* [Directions]:
For this exercise, repeat all of the material verbatim apart from its images.

* [Material]:
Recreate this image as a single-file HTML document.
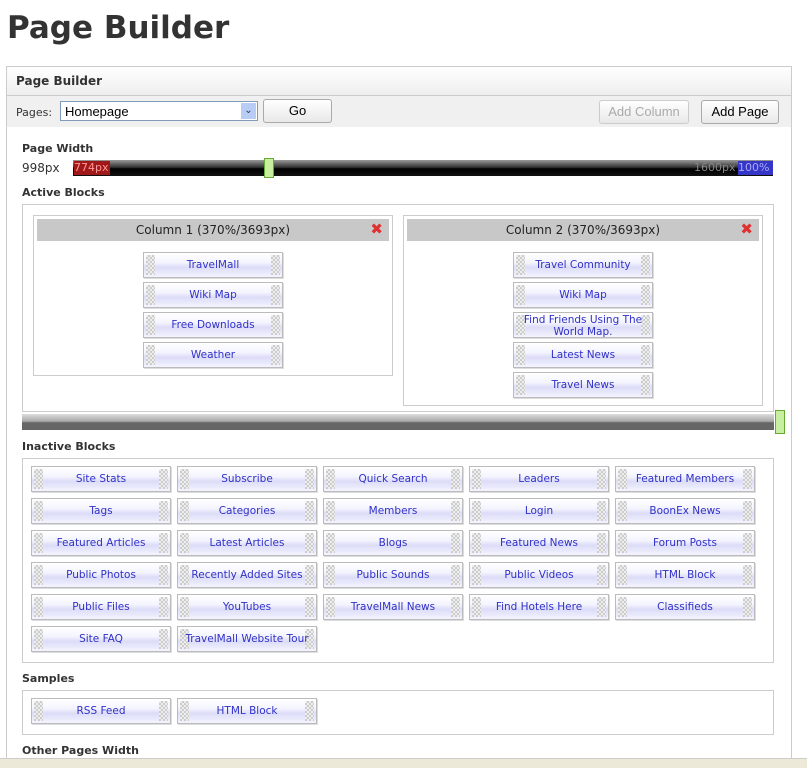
<!DOCTYPE html><html><head><style>
body{margin:0;width:807px;height:767px;overflow:hidden;background:#fff;font-family:"DejaVu Sans","Liberation Sans",sans-serif;position:relative}
.a{position:absolute}
h1{position:absolute;left:7px;top:10px;margin:0;font:bold 31px "DejaVu Sans",sans-serif;color:#333;letter-spacing:0}
.lbl{position:absolute;font-weight:bold;font-size:11px;color:#333}
.box{position:absolute;border:1px solid #ccc;background:#fff}
.b{position:absolute;width:138px;height:24px;border:1px solid #bbb;background:linear-gradient(#fff 0%,#f4f4ff 40%,#dcdcf8 60%,#f4f4ff 100%);font-size:10.5px;color:#3030c8;text-align:center;line-height:24px;white-space:nowrap;box-shadow:1px 1px 0 #ddd}
.b span{position:relative;z-index:2}
.b:before,.b:after{content:"";position:absolute;top:2px;bottom:2px;width:9px;background:repeating-conic-gradient(#ccc 0 25%,#eee 0 50%) 0 0/4px 4px}
.b:before{left:2px}.b:after{right:2px}
.btn{position:absolute;height:22px;border:1px solid #aaa;border-radius:3px;background:linear-gradient(#fff,#e8e8e8);font:13px "Liberation Sans",sans-serif;text-align:center;line-height:22px}
.ch{position:absolute;height:22px;background:#c8c8c8;font-size:12px;color:#222;text-align:center;line-height:22px}
.x{position:absolute;right:6px;top:3px;color:#e03030;font-weight:bold;font-size:15px;line-height:15px}
</style></head><body>
<h1>Page Builder</h1>
<div class="a" style="left:6px;top:66px;width:784px;height:701px;border:1px solid #ccc;border-bottom:none"></div>
<div class="a" style="left:7px;top:67px;width:784px;height:28px;background:linear-gradient(#fff,#eee);border-bottom:1px solid #ccc"></div>
<div class="lbl" style="left:16px;top:74px;font-size:12px">Page Builder</div>
<div class="a" style="left:7px;top:96px;width:784px;height:31px;background:#f0f0f0"></div>
<div class="a" style="left:16px;top:106px;font-size:11px;color:#333">Pages:</div>
<div class="a" style="left:60px;top:101px;height:20px;border:1px solid #7f9db9;background:#fff;font:13px 'Liberation Sans',sans-serif;line-height:20px;padding-left:4px;box-sizing:border-box;width:198px">Homepage</div>
<div class="a" style="left:241px;top:103px;width:15px;height:16px;background:#b8cdf6;color:#335;font-size:10px;text-align:center;line-height:16px">&#8964;</div>
<div class="btn" style="left:263px;top:99px;width:67px">Go</div>
<div class="btn" style="left:599px;top:100px;width:88px;color:#aaa;border-color:#ccc">Add Column</div>
<div class="btn" style="left:701px;top:100px;width:76px">Add Page</div>
<div class="lbl" style="left:22px;top:142px">Page Width</div>
<div class="a" style="left:22px;top:161px;font-size:12px;color:#333">998px</div>
<div class="a" style="left:73px;top:160px;width:700px;height:16px;background:linear-gradient(#999,#333 45%,#000 55%,#111)"></div>
<div class="a" style="left:74px;top:161px;width:36px;height:14px;background:#a01818;color:#f99;font-size:11px;line-height:14px">774px</div>
<div class="a" style="left:694px;top:161px;color:#888;font-size:11px;line-height:14px">1600px</div>
<div class="a" style="left:738px;top:161px;width:35px;height:14px;background:#3535c8;color:#aaf;font-size:11px;line-height:14px">100%</div>
<div class="a" style="left:264px;top:158px;width:8px;height:18px;background:#c8eea0;border:1px solid #6a3"></div>
<div class="lbl" style="left:22px;top:186px">Active Blocks</div>
<div class="box" style="left:22px;top:204px;width:750px;height:206px"></div>
<div class="box" style="left:33px;top:215px;width:358px;height:159px"></div>
<div class="ch" style="left:37px;top:219px;width:352px">Column 1 (370%/3693px)<span class="x">✖</span></div>
<div class="box" style="left:403px;top:215px;width:358px;height:189px"></div>
<div class="ch" style="left:407px;top:219px;width:352px">Column 2 (370%/3693px)<span class="x">✖</span></div>
<div class="b" style="left:143px;top:252px"><span>TravelMall</span></div>
<div class="b" style="left:143px;top:282px"><span>Wiki Map</span></div>
<div class="b" style="left:143px;top:312px"><span>Free Downloads</span></div>
<div class="b" style="left:143px;top:342px"><span>Weather</span></div>
<div class="b" style="left:513px;top:252px"><span>Travel Community</span></div>
<div class="b" style="left:513px;top:282px"><span>Wiki Map</span></div>
<div class="b" style="left:513px;top:312px;line-height:12px;white-space:normal;padding-top:1px;height:23px"><span>Find Friends Using The World Map.</span></div>
<div class="b" style="left:513px;top:342px"><span>Latest News</span></div>
<div class="b" style="left:513px;top:372px"><span>Travel News</span></div>
<div class="a" style="left:22px;top:414px;width:752px;height:16px;background:linear-gradient(#ddd,#aaa 45%,#666 55%,#666)"></div>
<div class="a" style="left:775px;top:410px;width:8px;height:22px;background:#c8eea0;border:1px solid #6a3"></div>
<div class="lbl" style="left:22px;top:440px">Inactive Blocks</div>
<div class="box" style="left:22px;top:458px;width:750px;height:203px"></div>
<div class="b" style="left:31px;top:466px"><span>Site Stats</span></div><div class="b" style="left:177px;top:466px"><span>Subscribe</span></div><div class="b" style="left:323px;top:466px"><span>Quick Search</span></div><div class="b" style="left:469px;top:466px"><span>Leaders</span></div><div class="b" style="left:615px;top:466px"><span>Featured Members</span></div>
<div class="b" style="left:31px;top:498px"><span>Tags</span></div><div class="b" style="left:177px;top:498px"><span>Categories</span></div><div class="b" style="left:323px;top:498px"><span>Members</span></div><div class="b" style="left:469px;top:498px"><span>Login</span></div><div class="b" style="left:615px;top:498px"><span>BoonEx News</span></div>
<div class="b" style="left:31px;top:530px"><span>Featured Articles</span></div><div class="b" style="left:177px;top:530px"><span>Latest Articles</span></div><div class="b" style="left:323px;top:530px"><span>Blogs</span></div><div class="b" style="left:469px;top:530px"><span>Featured News</span></div><div class="b" style="left:615px;top:530px"><span>Forum Posts</span></div>
<div class="b" style="left:31px;top:562px"><span>Public Photos</span></div><div class="b" style="left:177px;top:562px"><span>Recently Added Sites</span></div><div class="b" style="left:323px;top:562px"><span>Public Sounds</span></div><div class="b" style="left:469px;top:562px"><span>Public Videos</span></div><div class="b" style="left:615px;top:562px"><span>HTML Block</span></div>
<div class="b" style="left:31px;top:594px"><span>Public Files</span></div><div class="b" style="left:177px;top:594px"><span>YouTubes</span></div><div class="b" style="left:323px;top:594px"><span>TravelMall News</span></div><div class="b" style="left:469px;top:594px"><span>Find Hotels Here</span></div><div class="b" style="left:615px;top:594px"><span>Classifieds</span></div>
<div class="b" style="left:31px;top:626px"><span>Site FAQ</span></div><div class="b" style="left:177px;top:626px"><span>TravelMall Website Tour</span></div>
<div class="lbl" style="left:22px;top:672px">Samples</div>
<div class="box" style="left:22px;top:690px;width:750px;height:43px"></div>
<div class="b" style="left:31px;top:698px"><span>RSS Feed</span></div><div class="b" style="left:177px;top:698px"><span>HTML Block</span></div>
<div class="lbl" style="left:22px;top:744px">Other Pages Width</div>
<div class="a" style="left:0;top:758px;width:807px;height:9px;background:#ece9d8;border-top:1px solid #ccc"></div>
</body></html>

* [Solved problem]:
Recreate this image as a single-file HTML document.
<!DOCTYPE html><html><head><style>
body{margin:0;width:807px;height:767px;overflow:hidden;background:#fff;font-family:"DejaVu Sans","Liberation Sans",sans-serif;position:relative}
.a{position:absolute}
h1{position:absolute;left:7px;top:10px;margin:0;font:bold 31px "DejaVu Sans",sans-serif;color:#333;letter-spacing:0}
.lbl{position:absolute;font-weight:bold;font-size:11px;color:#333}
.box{position:absolute;border:1px solid #ccc;background:#fff}
.b{position:absolute;width:138px;height:24px;border:1px solid #bbb;background:linear-gradient(#fff 0%,#f4f4ff 40%,#dcdcf8 60%,#f4f4ff 100%);font-size:10.5px;color:#3030c8;text-align:center;line-height:24px;white-space:nowrap;box-shadow:1px 1px 0 #ddd}
.b span{position:relative;z-index:2}
.b:before,.b:after{content:"";position:absolute;top:2px;bottom:2px;width:9px;background:repeating-conic-gradient(#ccc 0 25%,#eee 0 50%) 0 0/4px 4px}
.b:before{left:2px}.b:after{right:2px}
.btn{position:absolute;height:22px;border:1px solid #aaa;border-radius:3px;background:linear-gradient(#fff,#e8e8e8);font:13px "Liberation Sans",sans-serif;text-align:center;line-height:22px}
.ch{position:absolute;height:22px;background:#c8c8c8;font-size:12px;color:#222;text-align:center;line-height:22px}
.x{position:absolute;right:6px;top:3px;color:#e03030;font-weight:bold;font-size:15px;line-height:15px}
</style></head><body>
<h1>Page Builder</h1>
<div class="a" style="left:6px;top:66px;width:784px;height:701px;border:1px solid #ccc;border-bottom:none"></div>
<div class="a" style="left:7px;top:67px;width:784px;height:28px;background:linear-gradient(#fff,#eee);border-bottom:1px solid #ccc"></div>
<div class="lbl" style="left:16px;top:74px;font-size:12px">Page Builder</div>
<div class="a" style="left:7px;top:96px;width:784px;height:31px;background:#f0f0f0"></div>
<div class="a" style="left:16px;top:106px;font-size:11px;color:#333">Pages:</div>
<div class="a" style="left:60px;top:101px;height:20px;border:1px solid #7f9db9;background:#fff;font:13px 'Liberation Sans',sans-serif;line-height:20px;padding-left:4px;box-sizing:border-box;width:198px">Homepage</div>
<div class="a" style="left:241px;top:103px;width:15px;height:16px;background:#b8cdf6;color:#335;font-size:10px;text-align:center;line-height:16px">&#8964;</div>
<div class="btn" style="left:263px;top:99px;width:67px">Go</div>
<div class="btn" style="left:599px;top:100px;width:88px;color:#aaa;border-color:#ccc">Add Column</div>
<div class="btn" style="left:701px;top:100px;width:76px">Add Page</div>
<div class="lbl" style="left:22px;top:142px">Page Width</div>
<div class="a" style="left:22px;top:161px;font-size:12px;color:#333">998px</div>
<div class="a" style="left:73px;top:160px;width:700px;height:16px;background:linear-gradient(#999,#333 45%,#000 55%,#111)"></div>
<div class="a" style="left:74px;top:161px;width:36px;height:14px;background:#a01818;color:#f99;font-size:11px;line-height:14px">774px</div>
<div class="a" style="left:694px;top:161px;color:#888;font-size:11px;line-height:14px">1600px</div>
<div class="a" style="left:738px;top:161px;width:35px;height:14px;background:#3535c8;color:#aaf;font-size:11px;line-height:14px">100%</div>
<div class="a" style="left:264px;top:158px;width:8px;height:18px;background:#c8eea0;border:1px solid #6a3"></div>
<div class="lbl" style="left:22px;top:186px">Active Blocks</div>
<div class="box" style="left:22px;top:204px;width:750px;height:206px"></div>
<div class="box" style="left:33px;top:215px;width:358px;height:159px"></div>
<div class="ch" style="left:37px;top:219px;width:352px">Column 1 (370%/3693px)<span class="x">✖</span></div>
<div class="box" style="left:403px;top:215px;width:358px;height:189px"></div>
<div class="ch" style="left:407px;top:219px;width:352px">Column 2 (370%/3693px)<span class="x">✖</span></div>
<div class="b" style="left:143px;top:252px"><span>TravelMall</span></div>
<div class="b" style="left:143px;top:282px"><span>Wiki Map</span></div>
<div class="b" style="left:143px;top:312px"><span>Free Downloads</span></div>
<div class="b" style="left:143px;top:342px"><span>Weather</span></div>
<div class="b" style="left:513px;top:252px"><span>Travel Community</span></div>
<div class="b" style="left:513px;top:282px"><span>Wiki Map</span></div>
<div class="b" style="left:513px;top:312px;line-height:12px;white-space:normal;padding-top:1px;height:23px"><span>Find Friends Using The World Map.</span></div>
<div class="b" style="left:513px;top:342px"><span>Latest News</span></div>
<div class="b" style="left:513px;top:372px"><span>Travel News</span></div>
<div class="a" style="left:22px;top:414px;width:752px;height:16px;background:linear-gradient(#ddd,#aaa 45%,#666 55%,#666)"></div>
<div class="a" style="left:775px;top:410px;width:8px;height:22px;background:#c8eea0;border:1px solid #6a3"></div>
<div class="lbl" style="left:22px;top:440px">Inactive Blocks</div>
<div class="box" style="left:22px;top:458px;width:750px;height:203px"></div>
<div class="b" style="left:31px;top:466px"><span>Site Stats</span></div><div class="b" style="left:177px;top:466px"><span>Subscribe</span></div><div class="b" style="left:323px;top:466px"><span>Quick Search</span></div><div class="b" style="left:469px;top:466px"><span>Leaders</span></div><div class="b" style="left:615px;top:466px"><span>Featured Members</span></div>
<div class="b" style="left:31px;top:498px"><span>Tags</span></div><div class="b" style="left:177px;top:498px"><span>Categories</span></div><div class="b" style="left:323px;top:498px"><span>Members</span></div><div class="b" style="left:469px;top:498px"><span>Login</span></div><div class="b" style="left:615px;top:498px"><span>BoonEx News</span></div>
<div class="b" style="left:31px;top:530px"><span>Featured Articles</span></div><div class="b" style="left:177px;top:530px"><span>Latest Articles</span></div><div class="b" style="left:323px;top:530px"><span>Blogs</span></div><div class="b" style="left:469px;top:530px"><span>Featured News</span></div><div class="b" style="left:615px;top:530px"><span>Forum Posts</span></div>
<div class="b" style="left:31px;top:562px"><span>Public Photos</span></div><div class="b" style="left:177px;top:562px"><span>Recently Added Sites</span></div><div class="b" style="left:323px;top:562px"><span>Public Sounds</span></div><div class="b" style="left:469px;top:562px"><span>Public Videos</span></div><div class="b" style="left:615px;top:562px"><span>HTML Block</span></div>
<div class="b" style="left:31px;top:594px"><span>Public Files</span></div><div class="b" style="left:177px;top:594px"><span>YouTubes</span></div><div class="b" style="left:323px;top:594px"><span>TravelMall News</span></div><div class="b" style="left:469px;top:594px"><span>Find Hotels Here</span></div><div class="b" style="left:615px;top:594px"><span>Classifieds</span></div>
<div class="b" style="left:31px;top:626px"><span>Site FAQ</span></div><div class="b" style="left:177px;top:626px"><span>TravelMall Website Tour</span></div>
<div class="lbl" style="left:22px;top:672px">Samples</div>
<div class="box" style="left:22px;top:690px;width:750px;height:43px"></div>
<div class="b" style="left:31px;top:698px"><span>RSS Feed</span></div><div class="b" style="left:177px;top:698px"><span>HTML Block</span></div>
<div class="lbl" style="left:22px;top:744px">Other Pages Width</div>
<div class="a" style="left:0;top:758px;width:807px;height:9px;background:#ece9d8;border-top:1px solid #ccc"></div>
</body></html>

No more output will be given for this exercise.